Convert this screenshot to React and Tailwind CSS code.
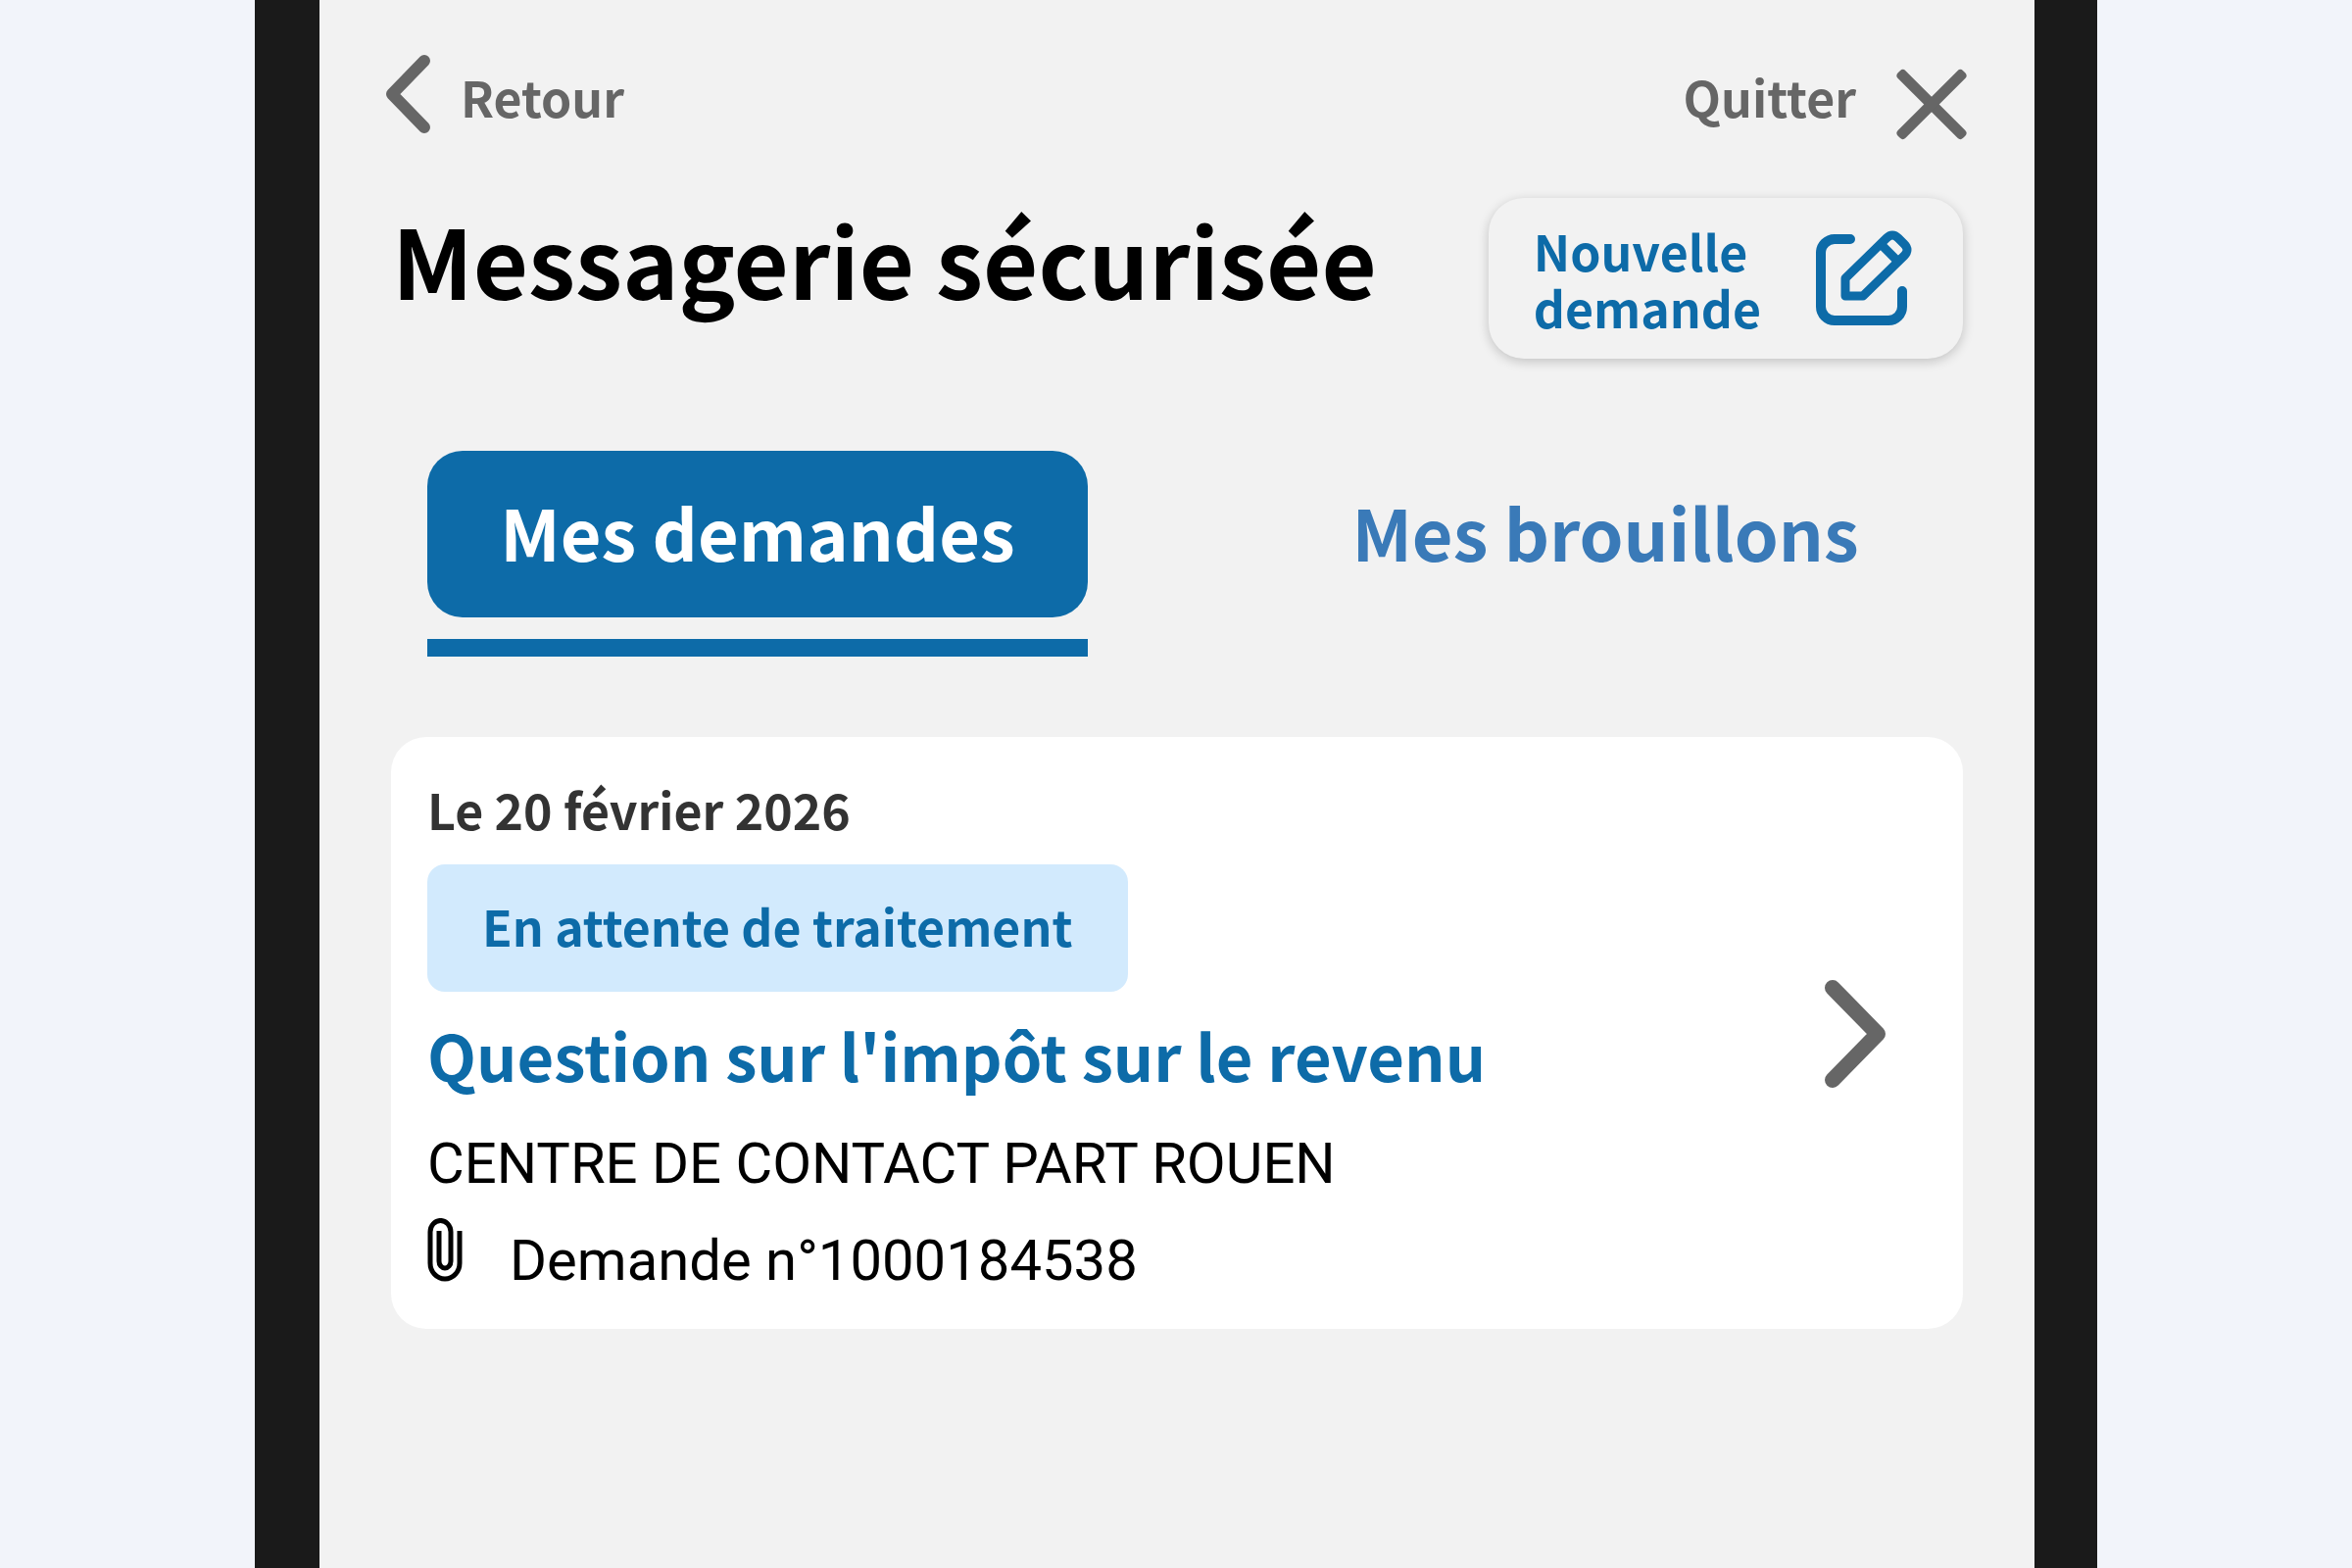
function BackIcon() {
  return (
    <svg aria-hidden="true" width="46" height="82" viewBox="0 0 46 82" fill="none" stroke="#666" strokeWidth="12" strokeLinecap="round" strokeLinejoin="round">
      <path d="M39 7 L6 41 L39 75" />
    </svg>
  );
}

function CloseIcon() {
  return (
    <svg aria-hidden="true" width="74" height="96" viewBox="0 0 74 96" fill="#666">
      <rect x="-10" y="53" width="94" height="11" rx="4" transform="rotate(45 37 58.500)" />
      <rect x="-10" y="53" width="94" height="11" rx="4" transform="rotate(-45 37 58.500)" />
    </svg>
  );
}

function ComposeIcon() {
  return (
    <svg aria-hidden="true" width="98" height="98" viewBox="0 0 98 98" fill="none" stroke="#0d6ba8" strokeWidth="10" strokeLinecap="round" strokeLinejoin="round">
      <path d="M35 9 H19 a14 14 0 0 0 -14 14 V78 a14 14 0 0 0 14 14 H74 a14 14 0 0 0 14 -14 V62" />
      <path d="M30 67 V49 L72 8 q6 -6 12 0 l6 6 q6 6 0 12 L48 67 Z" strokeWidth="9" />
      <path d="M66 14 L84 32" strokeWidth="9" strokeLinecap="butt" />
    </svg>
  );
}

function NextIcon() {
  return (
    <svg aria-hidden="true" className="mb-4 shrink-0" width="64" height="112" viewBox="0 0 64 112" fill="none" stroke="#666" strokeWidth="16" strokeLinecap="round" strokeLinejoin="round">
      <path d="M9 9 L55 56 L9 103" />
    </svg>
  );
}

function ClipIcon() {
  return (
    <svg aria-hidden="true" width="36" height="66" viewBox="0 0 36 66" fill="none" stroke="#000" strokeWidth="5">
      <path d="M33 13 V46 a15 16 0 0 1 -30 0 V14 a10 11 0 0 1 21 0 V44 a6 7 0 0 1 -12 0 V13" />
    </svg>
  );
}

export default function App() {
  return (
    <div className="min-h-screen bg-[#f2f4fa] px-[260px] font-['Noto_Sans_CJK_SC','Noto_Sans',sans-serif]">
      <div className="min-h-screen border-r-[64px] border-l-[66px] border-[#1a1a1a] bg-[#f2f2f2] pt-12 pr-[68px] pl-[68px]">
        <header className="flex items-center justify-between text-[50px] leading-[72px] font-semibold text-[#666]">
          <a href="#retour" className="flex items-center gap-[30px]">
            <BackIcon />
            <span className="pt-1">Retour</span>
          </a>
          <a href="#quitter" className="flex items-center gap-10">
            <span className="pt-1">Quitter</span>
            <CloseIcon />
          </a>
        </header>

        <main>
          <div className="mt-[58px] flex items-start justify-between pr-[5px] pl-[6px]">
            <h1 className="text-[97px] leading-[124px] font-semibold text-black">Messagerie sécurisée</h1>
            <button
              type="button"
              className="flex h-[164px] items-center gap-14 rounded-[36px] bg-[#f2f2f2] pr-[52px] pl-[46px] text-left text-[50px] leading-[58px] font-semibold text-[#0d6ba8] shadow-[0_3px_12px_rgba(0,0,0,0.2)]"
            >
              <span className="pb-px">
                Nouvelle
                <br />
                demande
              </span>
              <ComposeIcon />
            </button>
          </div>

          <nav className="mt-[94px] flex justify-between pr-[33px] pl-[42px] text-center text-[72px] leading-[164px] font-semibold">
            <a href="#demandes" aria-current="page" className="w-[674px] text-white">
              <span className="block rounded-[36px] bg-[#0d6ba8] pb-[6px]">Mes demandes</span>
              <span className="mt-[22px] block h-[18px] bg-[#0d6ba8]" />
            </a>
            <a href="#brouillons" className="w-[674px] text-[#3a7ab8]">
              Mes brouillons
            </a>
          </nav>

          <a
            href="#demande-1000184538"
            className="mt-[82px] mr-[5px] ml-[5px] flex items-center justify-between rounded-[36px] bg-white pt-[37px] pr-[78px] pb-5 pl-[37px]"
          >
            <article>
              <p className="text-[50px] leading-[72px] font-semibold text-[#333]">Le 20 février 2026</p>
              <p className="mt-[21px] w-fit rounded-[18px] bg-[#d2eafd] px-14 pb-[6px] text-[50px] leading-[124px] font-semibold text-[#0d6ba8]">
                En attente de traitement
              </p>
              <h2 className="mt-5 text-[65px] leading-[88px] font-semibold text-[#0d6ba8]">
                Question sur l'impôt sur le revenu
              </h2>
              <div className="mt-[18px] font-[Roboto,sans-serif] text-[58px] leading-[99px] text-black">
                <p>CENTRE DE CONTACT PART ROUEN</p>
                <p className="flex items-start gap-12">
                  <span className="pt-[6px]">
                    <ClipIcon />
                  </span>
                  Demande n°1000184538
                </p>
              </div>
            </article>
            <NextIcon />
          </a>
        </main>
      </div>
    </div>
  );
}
═══
### Work required
Would you set down the listing exactly, omitting pictures?

### Answer to the exercise
Convert this screenshot to React and Tailwind CSS code.
function BackIcon() {
  return (
    <svg aria-hidden="true" width="46" height="82" viewBox="0 0 46 82" fill="none" stroke="#666" strokeWidth="12" strokeLinecap="round" strokeLinejoin="round">
      <path d="M39 7 L6 41 L39 75" />
    </svg>
  );
}

function CloseIcon() {
  return (
    <svg aria-hidden="true" width="74" height="96" viewBox="0 0 74 96" fill="#666">
      <rect x="-10" y="53" width="94" height="11" rx="4" transform="rotate(45 37 58.500)" />
      <rect x="-10" y="53" width="94" height="11" rx="4" transform="rotate(-45 37 58.500)" />
    </svg>
  );
}

function ComposeIcon() {
  return (
    <svg aria-hidden="true" width="98" height="98" viewBox="0 0 98 98" fill="none" stroke="#0d6ba8" strokeWidth="10" strokeLinecap="round" strokeLinejoin="round">
      <path d="M35 9 H19 a14 14 0 0 0 -14 14 V78 a14 14 0 0 0 14 14 H74 a14 14 0 0 0 14 -14 V62" />
      <path d="M30 67 V49 L72 8 q6 -6 12 0 l6 6 q6 6 0 12 L48 67 Z" strokeWidth="9" />
      <path d="M66 14 L84 32" strokeWidth="9" strokeLinecap="butt" />
    </svg>
  );
}

function NextIcon() {
  return (
    <svg aria-hidden="true" className="mb-4 shrink-0" width="64" height="112" viewBox="0 0 64 112" fill="none" stroke="#666" strokeWidth="16" strokeLinecap="round" strokeLinejoin="round">
      <path d="M9 9 L55 56 L9 103" />
    </svg>
  );
}

function ClipIcon() {
  return (
    <svg aria-hidden="true" width="36" height="66" viewBox="0 0 36 66" fill="none" stroke="#000" strokeWidth="5">
      <path d="M33 13 V46 a15 16 0 0 1 -30 0 V14 a10 11 0 0 1 21 0 V44 a6 7 0 0 1 -12 0 V13" />
    </svg>
  );
}

export default function App() {
  return (
    <div className="min-h-screen bg-[#f2f4fa] px-[260px] font-['Noto_Sans_CJK_SC','Noto_Sans',sans-serif]">
      <div className="min-h-screen border-r-[64px] border-l-[66px] border-[#1a1a1a] bg-[#f2f2f2] pt-12 pr-[68px] pl-[68px]">
        <header className="flex items-center justify-between text-[50px] leading-[72px] font-semibold text-[#666]">
          <a href="#retour" className="flex items-center gap-[30px]">
            <BackIcon />
            <span className="pt-1">Retour</span>
          </a>
          <a href="#quitter" className="flex items-center gap-10">
            <span className="pt-1">Quitter</span>
            <CloseIcon />
          </a>
        </header>

        <main>
          <div className="mt-[58px] flex items-start justify-between pr-[5px] pl-[6px]">
            <h1 className="text-[97px] leading-[124px] font-semibold text-black">Messagerie sécurisée</h1>
            <button
              type="button"
              className="flex h-[164px] items-center gap-14 rounded-[36px] bg-[#f2f2f2] pr-[52px] pl-[46px] text-left text-[50px] leading-[58px] font-semibold text-[#0d6ba8] shadow-[0_3px_12px_rgba(0,0,0,0.2)]"
            >
              <span className="pb-px">
                Nouvelle
                <br />
                demande
              </span>
              <ComposeIcon />
            </button>
          </div>

          <nav className="mt-[94px] flex justify-between pr-[33px] pl-[42px] text-center text-[72px] leading-[164px] font-semibold">
            <a href="#demandes" aria-current="page" className="w-[674px] text-white">
              <span className="block rounded-[36px] bg-[#0d6ba8] pb-[6px]">Mes demandes</span>
              <span className="mt-[22px] block h-[18px] bg-[#0d6ba8]" />
            </a>
            <a href="#brouillons" className="w-[674px] text-[#3a7ab8]">
              Mes brouillons
            </a>
          </nav>

          <a
            href="#demande-1000184538"
            className="mt-[82px] mr-[5px] ml-[5px] flex items-center justify-between rounded-[36px] bg-white pt-[37px] pr-[78px] pb-5 pl-[37px]"
          >
            <article>
              <p className="text-[50px] leading-[72px] font-semibold text-[#333]">Le 20 février 2026</p>
              <p className="mt-[21px] w-fit rounded-[18px] bg-[#d2eafd] px-14 pb-[6px] text-[50px] leading-[124px] font-semibold text-[#0d6ba8]">
                En attente de traitement
              </p>
              <h2 className="mt-5 text-[65px] leading-[88px] font-semibold text-[#0d6ba8]">
                Question sur l'impôt sur le revenu
              </h2>
              <div className="mt-[18px] font-[Roboto,sans-serif] text-[58px] leading-[99px] text-black">
                <p>CENTRE DE CONTACT PART ROUEN</p>
                <p className="flex items-start gap-12">
                  <span className="pt-[6px]">
                    <ClipIcon />
                  </span>
                  Demande n°1000184538
                </p>
              </div>
            </article>
            <NextIcon />
          </a>
        </main>
      </div>
    </div>
  );
}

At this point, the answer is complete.